Cookie request headers with a domain attribute are used to initialize an empty cookie store associated with the current WebReco request. Any remote URI fetch made to load a grammar or audio content must include cookies from that cookie store.

Provider Element

Use the Provider element to designate the environment that hosts a speech recognition engine that is specified in the Properties element. You can also specify a proxy for fetching remote grammars. The Provider element takes the following attributes and child elements:

Attribute or Child Element

Description

type

Required attribute of the Provider element. Specifies the environment that hosts the speech recognition engine specified in the Properties element.

GrammarProxy

Optional child element of the Provider element. Use to make sure the speech recognition can fetch grammars through a proxy. A Provider element can contain only one GrammarProxy element. This attribute may not be available if the value for type is other than local.

Remarks

If the Provider element's type attribute targets an environment that modifies the syntax and schema of the Speech Recognition Grammar Specification (SRGS) Version 1.0 in its implementation of XML-format grammars, this may influence the output of one or more of the Grammar Development Tools. The Grammar Validator tool verifies syntax and schema of submitted grammars according to the derivation of SRGS used by the environment specified by the type attribute.

Properties Element

You can specify parameters for selecting a speech recognition engine and configure the behavior of a selected speech recognition engine by specifying values for the attributes in the Properties element. This is optional. The designated speech recognition engine will use its default values for the attributes of the Properties element unless you specify different values in the RecoConfig file.

Attribute

Description

enginetokenname

Optional attribute of the Properties element. Use this attribute to specify the speech recognition to use. The value must be the exact string that is the token name of the installed speech recognition engine, as found in the registry. This attribute may not be available if the value for the type attribute of the Provider element is other than local.

enginerequiredattributes

Optional attribute of the Properties element. A set of optional name/value pairs used to select a recognition engine, for example, to choose between different recognition vendors, or between recognizers with different abilities. The values are URI-encoded query strings, which may use either ampersands or semicolons for name/value pair separators.

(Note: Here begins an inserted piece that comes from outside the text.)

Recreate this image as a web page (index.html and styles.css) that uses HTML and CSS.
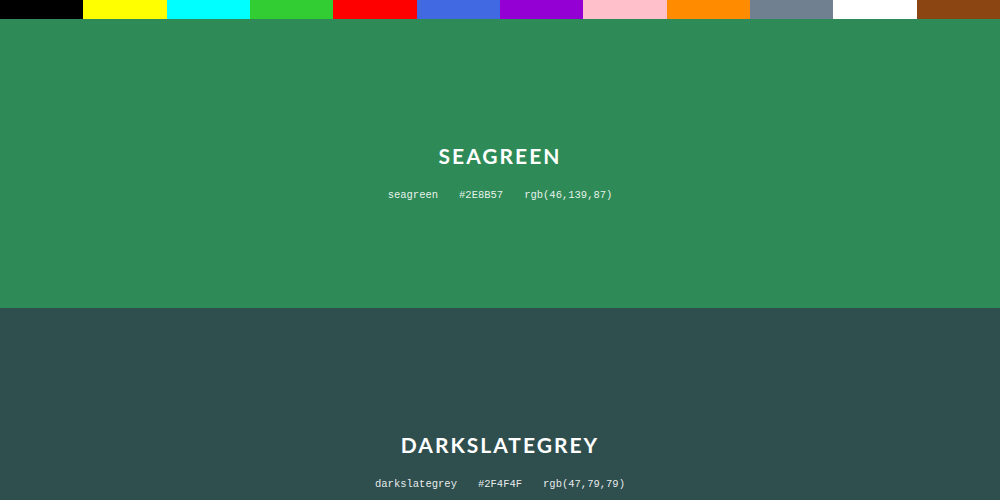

Default: None; use the API endpoint’s default recognition engine.

Examples: "Language=409;CommandAndControl", "Vendor=Microsoft".

engineoptionalattributes

Optional attribute of the Properties element. A set of optional name/value pairs used to select a recognition engine, for example, to choose between different recognition vendors, or between recognizers with different abilities. The values are URI-encoded query strings, which may use either ampersands or semicolons for name/value pair separators.

Default: None; use the API endpoint’s default recognition engine.

Examples: "Language=409;CommandAndControl", "Vendor=Microsoft".

confidencelevel

Optional attribute of the Properties element. The confidence level for speech recognition. Utterances with a confidence score below the specified value are rejected (a nomatch event is thrown). A value of "0.0" means minimum confidence is needed for recognition, and a value of "1.0" requires maximum confidence.

Range: "0.0"-"1.0".

timeout

Optional attribute of the Properties element. The length of initial silence in an audio stream before a noinput event should be returned, given in seconds or milliseconds.

Examples: "3s", "850ms", "0.7s", ".5s" and "+1.5s".

completetimeout

Optional attribute of the Properties element. The length of silence required following user speech before the speech recognizer finalizes a result (either accepting it or throwing a nomatch event), when the speech is a complete match of all active grammars.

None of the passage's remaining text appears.